His success has been as hard won as it is impressive. What began as two friends—Smo and Orig the DJ—experimenting with samples, beats and lyrics in a makeshift home studio has turned into four independent CDs and now a major-label project, major network original series and hundreds of tour stops before massive crowds from mud parks in Florida to Vegas.
He and his band—Orig, vocalists Alexander King and Haden Carpenter, guitarist Travis Tidwell, bassist Eric Flores and drummer Ryan Peel—have opened for Brantley Gilbert, appeared at 2012’s Bamajam on a bill with Kid Rock and Jamey Johnson, sold out Nashville’s historic Exit/In and rocked the crowd at 2013’s CMA Music Fest. He has toured the nation talking to select radio stations including an early supporter, Nashville-based, nationally syndicated tastemaker Bobby Bones.
Big Smo’s story begins on the farm he grew up on—the farm that is still home. “I can still remember the smell of the fresh cut hay and how blue the sky was,” he says. “I had hard-working grandparents and even harder-working parents that had great family values.

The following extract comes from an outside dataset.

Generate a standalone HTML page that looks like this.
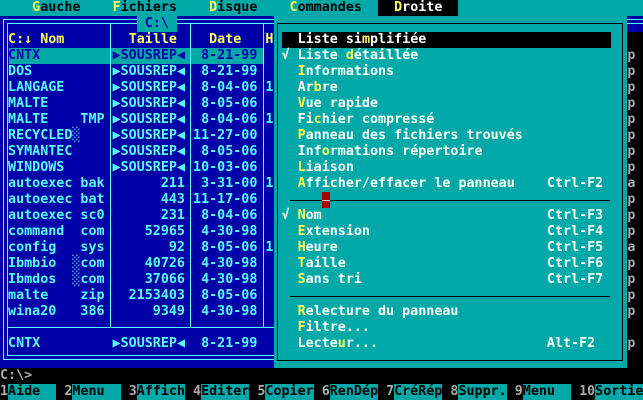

I was always into music and was always writing on the side.”
As with so many of his generation, he heard music from both sides of the fence, rural and urban, country (“with an outlaw vibe”) and hip-hop, and both stirred his soul, as did the Southern and classic rock he heard as a teenager.
“When I listen to the music we make today,” he says, “I see all those things in everything we make. The elements are all there and it’s working. People love it because they can relate to it.” Smo adds, “People got into what we were doing and before long we had our first paid gig.” Smo began producing his own CDs with Orig early on, and touring all over the southern U.S., traveling in a converted church bus.
“YouTube became the place for seeing what was happening,” he says, “so we took advantage to get what we were doing out there to the world.” Soon, it led Smo and team to Warner Music Nashville, where the back woods met the power of full-scale national promotion. At bottom, though, is the same wide-ranging love of music and the same bootstrap mentality.
“We were raised on Waylon and Willie, Johnny Cash and Jerry Reed,” he says, “and we were raised on the Beastie Boys and Dirty South, so it’s not a surprise that’s who we’ve become. And that’s the place a whole lot of fans are, loving not just country but hip-hop as well. They’re country people who love to party and have a good time, and love that hip-hop beat and that country story telling. It’s connecting to a lot of people.”